The Organisation for Economic Co-operation and Development (OECD) released a report titled “Students, Computers,\ and Learning: Making Connections“. The conclusions are not surprising.
At the international level:
Over the past 10 years, there has been no appreciable improvement in student achievement in reading, mathematics or science, on average, in countries that have invested heavily in information and communication technologies for education. In 2012, in the vast majority of countries, students who used computers moderately at school had somewhat better learning outcomes than students who used computers rarely; but students who used computers very frequently at school did a lot worse, even after accounting for the students’ socio-economic status.

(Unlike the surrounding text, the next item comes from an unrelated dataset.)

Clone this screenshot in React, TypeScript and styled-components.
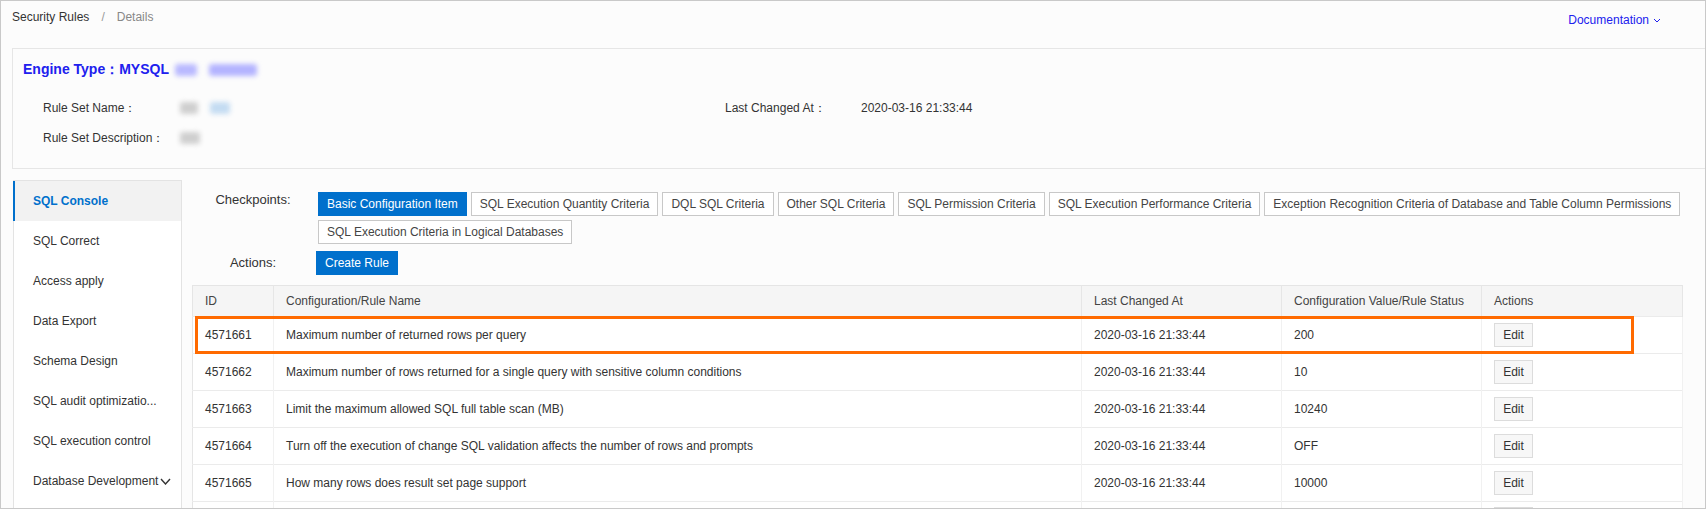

“School systems need to find more effective ways to integrate | technology into teaching and learning to provide educators with learning environments that support 21st century pedagogies and provide children with the 21st century skills they need to succeed in tomorrow’s world,” said Andreas Schleicher, OECD Director for Education and Skills. “Technology is the only way to dramatically expand access to knowledge. To deliver on the promises technology holds, countries need to invest more effectively and ensure that teachers are at the forefront of designing and implementing this change.”
The United States:
The socio-economic divide in Internet access in the United States has not yet closed. In 2012, about one in five (20.2%) disadvantaged students – those among the bottom 25% in socio-economic status – did not yet have a link to the Internet at home. In the same year, 97% of the remaining students (those among the more advantaged 75% in socio-economic status) had access to the Internet at home.
Fifteen-year-olds in the United States perform above the OECD average in the PISA tests of digital reading (511 points on the PISA digital reading scale). They are also better than average in evaluating which links can lead them to relevant pages as they read on line. When looking for information on the web, only 11% of students navigate in an unfocused way, if at all – compared to 15% of students, on average, across OECD countries.
In 2012, schools in the United States serving 15-year-olds had about five school computers available for every nine students. The students-per-computer ratio of 1.8-to-1 is one of the lowest among the 34 OECD countries.
A particularly obvious and significant finding:
The report found that the gap between advantaged and disadvantaged students in digital reading was very similar to the differences in performance in the traditional PISA reading test, despite the vast majority of students using computers whatever their background. This suggests that to reduce inequalities in digital skills, countries need to improve equity in education first.